Down the line Danny Benair and I attempted to live in London thinking we were going to establish our respective careers there. Ha ha funny in retrospect but not when you aren't holding return plane tickets… I brought a handful of rare records to England and ran FOR SALE ads in the weeklies as we ran out of funds. As much as I love my records I wasn't sentimental in keeping all of them—I could get another copy! Someday. But when I repurchased a record, it somehow didn't have any emotional resonance. And I was never one to pay market value so most of the really valuable ones (goodbye, KAK!) that have saved my keister over the years will only ever be fond memories at this point. Enjoy your records while you can and pass them along without regret if you have to. You still have your war stories to hang onto.

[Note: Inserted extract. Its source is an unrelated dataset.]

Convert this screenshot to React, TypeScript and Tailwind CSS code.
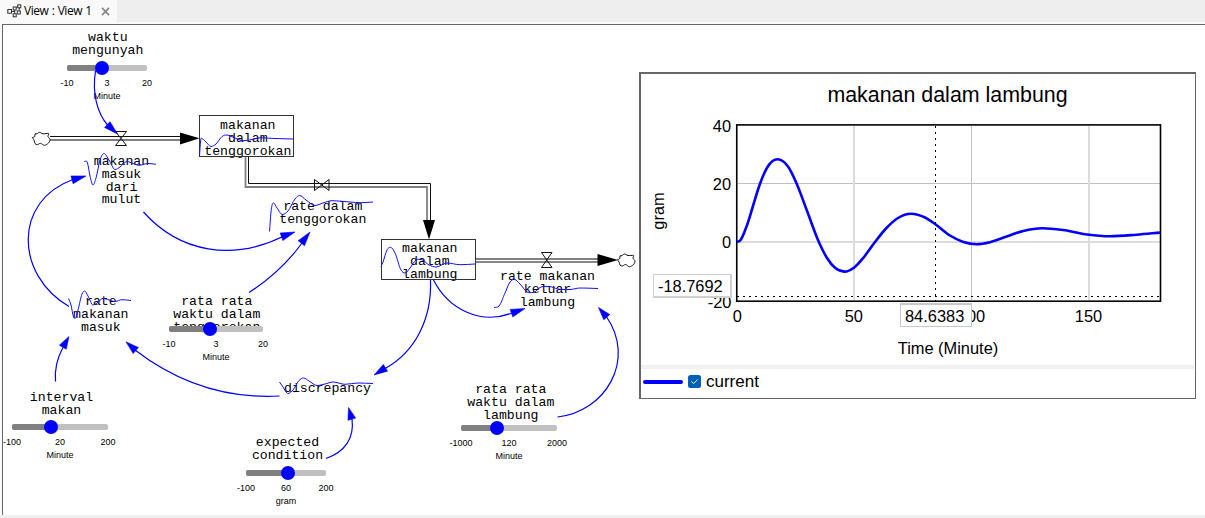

If I've learned anything it's that someone will always have more and better and rarer records than I do, so why lose sleep over it? A collector could spend a fortune and turn the world upside down but never top …… (fill in Greg Shaw, Ken Barnes, Jeff Gold, Eddie Gorodetsky, Brian Hogg, Glenn Baker, Danny Benair, Geoff Weiss, Jello Biafra, Chuck Warner, Johan Kugelberg, Curtis Taang and/or the obsessive of your choice) but I know record collectors, the other guys's stuff is okay but not great. I never hoped to be in the top dog realm but it's pretty cool to even have my name known by some of them.

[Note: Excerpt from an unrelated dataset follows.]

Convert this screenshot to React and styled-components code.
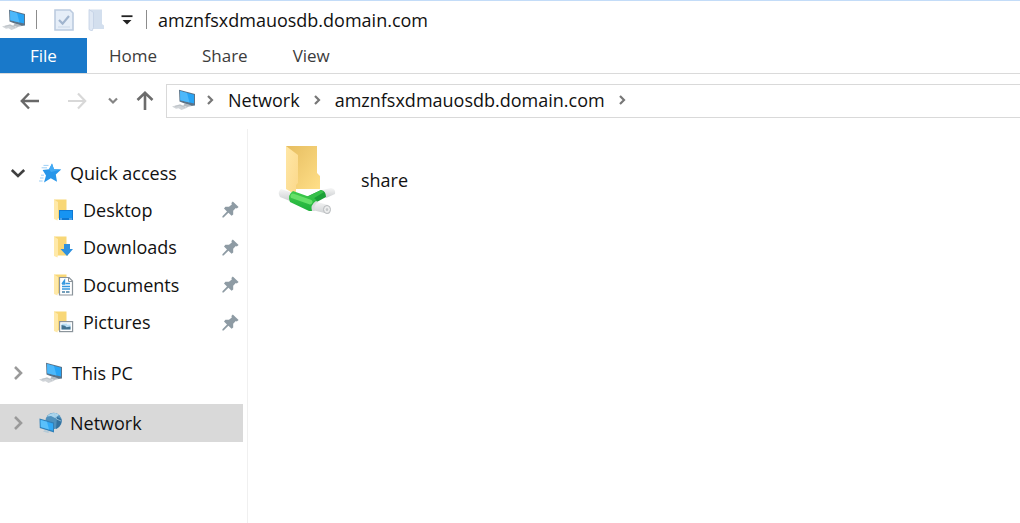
import React from 'react';
import styled, { createGlobalStyle } from 'styled-components';


const GlobalStyle = createGlobalStyle`
    *, *::before, *::after {
        box-sizing: border-box;
    }

    html, body, #root {
        height: 100%;
    }

    body {
        margin: 0;
        background: #fff;
        color: #111;
        font-family: "Open Sans", "Noto Sans", sans-serif;
        font-size: 18px;
        line-height: 24px;
    }

    button {
        padding: 0;
        border: 0;
        background: none;
        color: inherit;
        font: inherit;
        cursor: pointer;
    }

    ul, ol {
        margin: 0;
        padding: 0;
        list-style: none;
    }

    svg {
        display: block;
        flex: none;
    }
`;

const Window = styled.div`
    display: flex;
    flex-direction: column;
    min-height: 100%;
    border-top: 1px solid #c3dcf8;
`;

const TitleBar = styled.header`
    display: flex;
    align-items: center;
    height: 37px;
    padding-left: 2px;
`;

const Divider = styled.span`
    width: 1px;
    height: 19px;
    margin-left: ${props => props.$gap}px;
    background: #8c8c8c;
`;

const QuickButton = styled.button`
    display: flex;
    margin-left: ${props => props.$gap}px;
`;

const WindowTitle = styled.h1`
    margin: 0 0 0 11px;
    font-size: 18px;
    font-weight: 400;
    white-space: nowrap;
`;

const Tabs = styled.nav`
    display: flex;
    height: 36px;
    border-bottom: 1px solid #dadada;
`;

const Tab = styled.button`
    && {
        padding: 0 ${props => props.$file ? 30 : 22}px;
        margin-right: ${props => props.$file ? 0 : 1}px;
        background: ${props => props.$file ? '#1979ca' : 'transparent'};
        color: ${props => props.$file ? '#fff' : '#3c3c3c'};
        font-size: 17px;
    }
`;

const AddressRow = styled.div`
    display: flex;
    align-items: center;
    height: 54px;
    padding-left: 20px;
`;

const NavButton = styled.button`
    display: flex;
    margin-right: ${props => props.$gap}px;
`;

const AddressBar = styled.nav`
    display: flex;
    align-items: center;
    flex: 1;
    height: 34px;
    padding: 0 0 2px 5px;
    border: 1px solid #d9d9d9;
    border-right: 0;
`;

const Crumbs = styled.ol`
    display: flex;
    align-items: center;
    margin-left: 9px;
`;

const Crumb = styled.li`
    display: flex;
    align-items: center;
    gap: 13px;
    margin-left: 14px;
`;

const CrumbLink = styled.a`
    color: inherit;
    text-decoration: none;
`;

const Body = styled.div`
    display: flex;
    flex: 1;
`;

const Sidebar = styled.nav`
    width: 248px;
    margin-top: 1px;
    padding: 25px 4px 0 0;
    border-right: 1px solid #f0f0f0;
`;

const TreeRow = styled.div`
    display: flex;
    align-items: center;
    height: 38px;
    margin-bottom: ${props => props.$spaced ? 12 : 0}px;
    padding-left: 10px;
    background: ${props => props.$selected ? '#d9d9d9' : 'transparent'};
`;

const TreeToggle = styled.button`
    display: flex;
    margin-right: 13px;
`;

const TreeLink = styled.a`
    display: flex;
    align-items: center;
    flex: 1;
    gap: 8px;
    color: inherit;
    text-decoration: none;
`;

const PinnedList = styled.ul`
    display: grid;
    grid-template-rows: repeat(4, 1fr);
    height: 150px;
    margin-bottom: 12px;
`;

const PinnedRow = styled.li`
    display: flex;
    align-items: center;
    padding: 0 4px 2px 53px;
`;

const Content = styled.main`
    flex: 1;
    padding: 17px 30px;
`;

const ShareItem = styled.a`
    display: inline-flex;
    align-items: center;
    gap: 24px;
    color: inherit;
    text-decoration: none;
`;


const ComputerIcon = () => (
    <svg width="25" height="22" viewBox="0 0 25 22" aria-hidden="true">
        <path d="M7 0.8 L23 5 V16.4 L19 17 L7.5 12.4 Z" fill="#5b7388" />
        <path d="M8 2 L22 5.8 V14.6 L8.3 11.2 Z" fill="#27a4f5" />
        <path d="M8 2 L15 4 L17.5 13.4 L8.3 11.2 Z" fill="#4db8fa" />
        <path d="M13 14.6 L17 15.4 L20 17 L15 18 L11 16.6 Z" fill="#b3bac0" />
        <path d="M0 17.4 L8 15.2 L16 18.6 L9.5 21 L6.5 19.2 L4 19.8 Z" fill="#d0d4d8" />
        <path d="M3 17.4 L8 16.2 L13 18.4" fill="none" stroke="#b9bfc4" strokeWidth="0.8" />
    </svg>
);

const PropertiesIcon = () => (
    <svg width="20" height="22" viewBox="0 0 20 22" aria-hidden="true">
        <path d="M1 1 H16 L19 4 V21 H1 Z" fill="#e6eef8" stroke="#bccbdf" strokeWidth="1.6" />
        <path d="M5 11 L8.6 14.6 L15 7" fill="none" stroke="#a0b4ce" strokeWidth="2.2" />
        <path d="M4 18 H16" stroke="#cbd8e8" />
    </svg>
);

const NewFolderIcon = () => (
    <svg width="17" height="22" viewBox="0 0 17 22" aria-hidden="true">
        <path d="M2 0.5 H14 V15 L16 16.5 V20 H4 Z" fill="#d3dfee" />
        <path d="M1 0.5 L5.5 3.5 V18.5 L4 22 L1 20.5 Z" fill="#dfe8f4" stroke="#c3d1e4" strokeWidth="0.8" />
    </svg>
);

const MenuIcon = () => (
    <svg width="12" height="10" viewBox="0 0 12 10" aria-hidden="true">
        <path d="M0.5 1.2 H11.5" stroke="#222" strokeWidth="1.8" />
        <path d="M1.5 5 H10.5 L6 9.6 Z" fill="#222" />
    </svg>
);

const BackIcon = () => (
    <svg width="20" height="18" viewBox="0 0 20 18" aria-hidden="true">
        <path d="M9 1.5 L1.8 9 L9 16.5 M2 9 H19" fill="none" stroke="#686868" strokeWidth="2.4" />
    </svg>
);

const ForwardIcon = () => (
    <svg width="20" height="18" viewBox="0 0 20 18" aria-hidden="true">
        <path d="M11 1.5 L18.2 9 L11 16.5 M18 9 H1" fill="none" stroke="#d8d8d8" strokeWidth="2.2" />
    </svg>
);

const UpIcon = () => (
    <svg width="18" height="20" viewBox="0 0 18 20" aria-hidden="true">
        <path d="M1.5 9 L9 1.8 L16.5 9 M9 2 V19" fill="none" stroke="#6c6c6c" strokeWidth="2.6" />
    </svg>
);

const HistoryIcon = () => (
    <svg width="10" height="8" viewBox="0 0 10 8" aria-hidden="true">
        <path d="M1 1.5 L5 5.5 L9 1.5" fill="none" stroke="#858585" strokeWidth="2.2" />
    </svg>
);

const CrumbArrow = () => (
    <svg width="8" height="10" viewBox="0 0 8 10" aria-hidden="true">
        <path d="M2 1 L6 5 L2 9" fill="none" stroke="#777" strokeWidth="2.2" />
    </svg>
);

const ExpandIcon = ({ open }) => (
    <svg width="16" height="16" viewBox="0 0 16 16" aria-hidden="true">
        {open
            ? <path d="M1.8 5 L8 11 L14.2 5" fill="none" stroke="#404040" strokeWidth="2.6" />
            : <path d="M5 2 L11 8 L5 14" fill="none" stroke="#9a9a9a" strokeWidth="2.6" />}
    </svg>
);

const StarIcon = () => (
    <svg width="23" height="20" viewBox="0 0 23 20" aria-hidden="true">
        <path d="M13 0.5 L15 6.2 L22.2 6.4 L16.8 11.6 L18 18.8 L11.8 15.2 L5 19.4 L7 12.4 L3.6 7 L10 6.2 Z" fill="#2796ea" />
        <path d="M13 0.5 L15 6.2 L22.2 6.4 L12 9 L10 6.2 Z" fill="#43aaf4" />
        <path d="M4.5 2.4 H9.5 M2.6 4.8 H8 M2 12.2 H5 M1 15 H4.5 M0 18 H3.6" stroke="#9dcff6" strokeWidth="1" />
    </svg>
);

const NetworkIcon = () => (
    <svg width="23" height="22" viewBox="0 0 23 22" aria-hidden="true">
        <circle cx="14.6" cy="9" r="8.2" fill="#4f91bd" />
        <path d="M8 4.5 C11 0.5 17 0 20 3 L16 6 L12 4 Z" fill="#a9d4ec" />
        <path d="M18 5 L22.4 7 C23 11 21 15 17 17 Z" fill="#34719e" />
        <path d="M15 1 L17.5 7 L22 9" fill="none" stroke="#9fcbe2" strokeWidth="0.8" />
        <path d="M0.5 6.5 L15 10.5 V20.4 L0.8 16 Z" fill="#3280b8" />
        <path d="M1.6 8 L14 11.6 V18.8 L1.8 15 Z" fill="#31a9f7" />
        <path d="M1.6 8 L8 9.8 L10 17.6 L1.8 15 Z" fill="#5ac0fb" />
        <path d="M6 18 L11 19.8 L9 21 L4 19.6 Z" fill="#b6cad6" />
    </svg>
);

const overlays = {
    Desktop: (
        <>
            <rect x="6" y="11" width="14" height="10" fill="#0e78d2" />
            <rect x="7" y="12" width="12" height="7" fill="#1694f2" />
            <path d="M7 20 H9 M16 20 H19" stroke="#8bcaf8" />
        </>
    ),
    Downloads: <path d="M11 8 H17 V13 H20 L14 20 L7.5 13 H11 Z" fill="#2e91df" />,
    Documents: (
        <>
            <path d="M6.5 3.5 H16 L19.5 7 V21 H6.5 Z" fill="#fff" stroke="#8b949b" strokeWidth="1.2" />
            <path d="M15.5 3.5 V7.5 H19.5" fill="none" stroke="#8b949b" />
            <path d="M9 10 L11.5 6.5 V10 H9 M12.5 9.5 H17 M9 12.5 H17 M9 15 H17" fill="none" stroke="#3699df" strokeWidth="1.4" />
            <path d="M9 18 H12 M13 18 H16.5" stroke="#477fa4" strokeWidth="1.6" />
        </>
    ),
    Pictures: (
        <>
            <rect x="6.6" y="10.6" width="13" height="10" fill="#fff" stroke="#8b949b" strokeWidth="1.2" />
            <rect x="8.5" y="12.5" width="9" height="6" fill="#b9def4" />
            <path d="M8.5 14 L12 14.8 L13.5 16.2 L17.5 15.6 V18.5 H8.5 Z" fill="#42728f" />
            <path d="M14 13 H17" stroke="#fff" />
        </>
    ),
};

const FolderIcon = ({ name }) => (
    <svg width="22" height="22" viewBox="0 0 22 22" aria-hidden="true">
        <path d="M1 0.5 H13.5 V12 L15 13.5 V19.5 H3 Z" fill="#f8d777" />
        <path d="M1 0.5 L5 3 V18 L4.5 21.5 L1 20 Z" fill="#ffe9a8" />
        {overlays[name]}
    </svg>
);

const PinIcon = () => (
    <svg width="17" height="17" viewBox="0 0 17 17" aria-hidden="true">
        <path d="M10.8 0.6 L16.6 6 L14.8 7.4 L13.8 7 L11.2 9.8 L11.2 13.4 L9.6 14.8 L6.4 11.8 L1.6 16.4 L0.4 16.4 L0.4 15.2 L5 10.4 L2 7.4 L3.4 5.8 L7 5.8 L9.8 3.4 L9.4 2 Z" fill="#8e9ba4" />
    </svg>
);

const ShareIcon = () => (
    <svg width="59" height="70" viewBox="0 0 59 70" aria-hidden="true">
        <defs>
            <linearGradient id="folderBack" x1="0" y1="0" x2="1" y2="1">
                <stop offset="0" stopColor="#e6bd60" />
                <stop offset="1" stopColor="#ffdf88" />
            </linearGradient>
            <linearGradient id="folderFront" x1="0" y1="0" x2="1" y2="1">
                <stop offset="0" stopColor="#ffe7a6" />
                <stop offset="1" stopColor="#fbd88a" />
            </linearGradient>
            <linearGradient id="pipe" x1="0" y1="0" x2="0" y2="1">
                <stop offset="0" stopColor="#3fcb4b" />
                <stop offset="1" stopColor="#1fb03c" />
            </linearGradient>
            <linearGradient id="cable" x1="0" y1="0" x2="0" y2="1">
                <stop offset="0" stopColor="#f6f6f6" />
                <stop offset="1" stopColor="#cdd0d2" />
            </linearGradient>
        </defs>
        <path d="M8 1 H39 V28 L42 31 V44 H14 Z" fill="url(#folderBack)" />
        <path d="M8 1 L20 10 V38 L18 40 V50 L8 44 Z" fill="url(#folderFront)" />
        <path d="M3 44 L15 48 L12 56 L2 52 Q-1 47 3 44 Z" fill="url(#cable)" />
        <path d="M44 45 L53 43 Q58 44 57 49 L48 53 Z" fill="url(#cable)" />
        <path d="M36 56 L50 60 Q54 64 51 69 L34 65 Z" fill="url(#cable)" />
        <ellipse cx="49" cy="64.5" rx="3.5" ry="4" fill="#eceded" stroke="#b7babd" />
        <ellipse cx="49" cy="64.5" rx="1.2" ry="1.6" fill="#c5c8ca" />
        <path d="M28 52 L43 45 Q48 46 48 52 L37 58 Z" fill="#1c9f37" />
        <path d="M29 52 L43 45 L46 47 L33 55 Z" fill="#37c04a" />
        <path d="M15 46 L29 51 L36 53 Q39 55 39 57 Q34 60 35 66 L31 66 L12 57 Q9 50 15 46 Z" fill="url(#pipe)" />
        <path d="M15 51 L32 57" fill="none" stroke="#66e069" strokeWidth="5" strokeLinecap="round" />
        <path d="M34 66 Q32 60 38 56 L40 57 Q35 60 37 66 Z" fill="#dadcdd" />
    </svg>
);


const pinned = ['Desktop', 'Downloads', 'Documents', 'Pictures'];

const TreeItem = ({ label, icon, open, spaced, selected }) => (
    <TreeRow $spaced={spaced} $selected={selected}>
        <TreeToggle aria-label={`Toggle ${label}`} aria-expanded={!!open}>
            <ExpandIcon open={open} />
        </TreeToggle>
        <TreeLink href="#" aria-current={selected ? 'page' : undefined}>
            {icon}
            {label}
        </TreeLink>
    </TreeRow>
);


class App extends React.Component {
    render() {
        return (
            <Window>
                <GlobalStyle />

                <TitleBar>
                    <ComputerIcon />
                    <Divider $gap={9} />
                    <QuickButton $gap={17} aria-label="Properties"><PropertiesIcon /></QuickButton>
                    <QuickButton $gap={14} aria-label="New folder"><NewFolderIcon /></QuickButton>
                    <QuickButton $gap={16} aria-label="Customize toolbar"><MenuIcon /></QuickButton>
                    <Divider $gap={13} />
                    <WindowTitle>amznfsxdmauosdb.domain.com</WindowTitle>
                </TitleBar>

                <Tabs aria-label="Ribbon">
                    <Tab $file>File</Tab>
                    <Tab>Home</Tab>
                    <Tab>Share</Tab>
                    <Tab>View</Tab>
                </Tabs>

                <AddressRow>
                    <NavButton $gap={27} aria-label="Back"><BackIcon /></NavButton>
                    <NavButton $gap={21} aria-label="Forward"><ForwardIcon /></NavButton>
                    <NavButton $gap={18} aria-label="Recent locations"><HistoryIcon /></NavButton>
                    <NavButton $gap={12} aria-label="Up"><UpIcon /></NavButton>
                    <AddressBar aria-label="Address">
                        <ComputerIcon />
                        <Crumbs>
                            <li><CrumbArrow /></li>
                            <Crumb>
                                <CrumbLink href="#">Network</CrumbLink>
                                <CrumbArrow />
                            </Crumb>
                            <Crumb>
                                <CrumbLink href="#">amznfsxdmauosdb.domain.com</CrumbLink>
                                <CrumbArrow />
                            </Crumb>
                        </Crumbs>
                    </AddressBar>
                </AddressRow>

                <Body>
                    <Sidebar aria-label="Folders">
                        <TreeItem label="Quick access" icon={<StarIcon />} open />
                        <PinnedList>
                            {pinned.map(name => (
                                <PinnedRow key={name}>
                                    <TreeLink href="#">
                                        <FolderIcon name={name} />
                                        {name}
                                    </TreeLink>
                                    <PinIcon />
                                </PinnedRow>
                            ))}
                        </PinnedList>
                        <TreeItem label="This PC" icon={<ComputerIcon />} spaced />
                        <TreeItem label="Network" icon={<NetworkIcon />} selected />
                    </Sidebar>

                    <Content>
                        <ShareItem href="#">
                            <ShareIcon />
                            share
                        </ShareItem>
                    </Content>
                </Body>
            </Window>
        )
    }
}

export default App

I was lucky to have handled Greg Shaw's entire record collection when I typed up the info up onto index cards over the course of two years. Well before that, a friend took me to Bob "the Bear" Hite's home and I couldn't shut up about his collection for days. Thousands and thousands of 78s took up every inch of wall space (and most flat surfaces) in his sprawling North Hollywood ranch house. No one living or dead could ever approach the magnificence of it! Of course I had to ask him how many he reckoned he had… (I'd heard 15,000 to 100,000 before I saw it for myself.) Hite rolled his eyes and shrugged—a LOT!